Obit: Darling, Melvin Solon (1866 - 1937)
Contact: Crystal Wendt
Surnames: Darling, Beaulieu, Dreese, Bahr, Neumann, Stever, Ure, Sherman, Gaarden
----Sources: Neillsville Press (Neillsville, Clark County, Wis.) 23 Sept. 1937
Darling, Melvin Solon (24 Sept. 1866 - 9 Sept. 1937)
Melvin Solon Darling, son of Mr. and Mrs. Solon Darling, was born Sept. 24, 1866, at West Bend, Wis., and died Sept. 9, 1937, at his home in St. Paul, Minn.
In early life Mr. Darling lived in Neillsville, Wis. At the age of 15 he began working at Gallagher’s mill in this city where he was employed for several years, later obtaining employment with the Neillsville Electric Co. and with Chicago, St. Paul, Minneaplis & Omaha R. R. Co.
In 1890 he was married to Miss Ida Beaulieu. Two children were born to this union, John B., who teaches in the state of Idaho, and Mrs. Vera Dreese. Mr. and Mrs. Darling were later divorced.
He came to Spring Valley in 1892 where his father, with the late Ferd Bahr and others, was operating a large wood-working mill and factory- the Spoke, Stave and Heading factory.
He married Miss Annie Gaarden of Spring Valley, Oct. 24, 1900. To them were born two children, Lydia (Mrs. Alfred Neumann of Faribault, Minn.) and Henry, who is connected with the Gulf Coast Agricultural Experiment Station at Fairhope, Alabama.
In 1926 the family left Spring Valley, moving to St. Paul, which has since been their home. He has not been well for years and about seven years ago was stricken with paralysis. His death was not unexpected, although for a short time previous he had seemed better.
Funeral was held Saturday from the Congregational Church in Spring Valley, the Rev. Fred Stever, of St. Paul, officiating. Burial was made in the Spring Lake Cemetery.
Besides his wife and children, Mr. Darling leaves one grandchild, one sister (Mrs. George Ure of Neillsville) and one aunt, Mrs. Wm. Sherman of Hudson.
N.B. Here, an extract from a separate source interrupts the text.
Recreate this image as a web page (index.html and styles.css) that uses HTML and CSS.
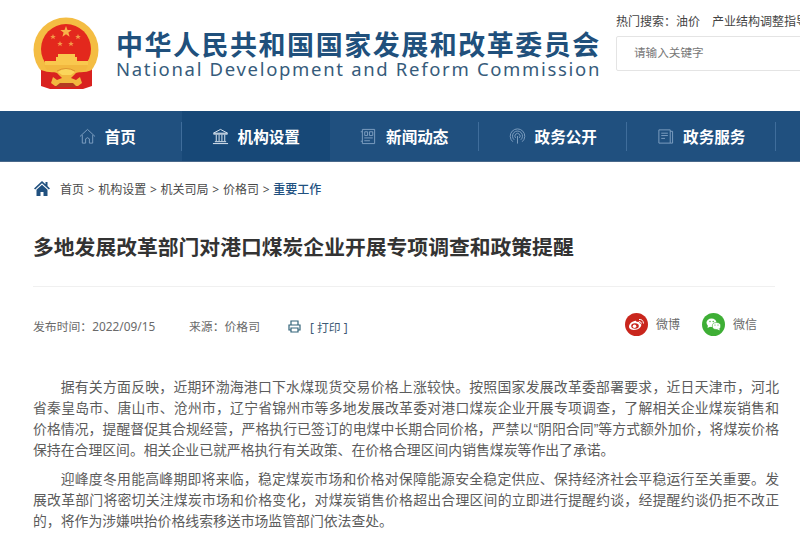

Mr. Darling was very well liked by all who knew him as an upright man of high ideals, an active worker for his community and a good friends and neighbor. After being connected with the mill business here he built and operated a feed-grinding and wood-working mill, then sold that and put in the first welding shop in this section, finally going to the city to establish a wider market for his skill.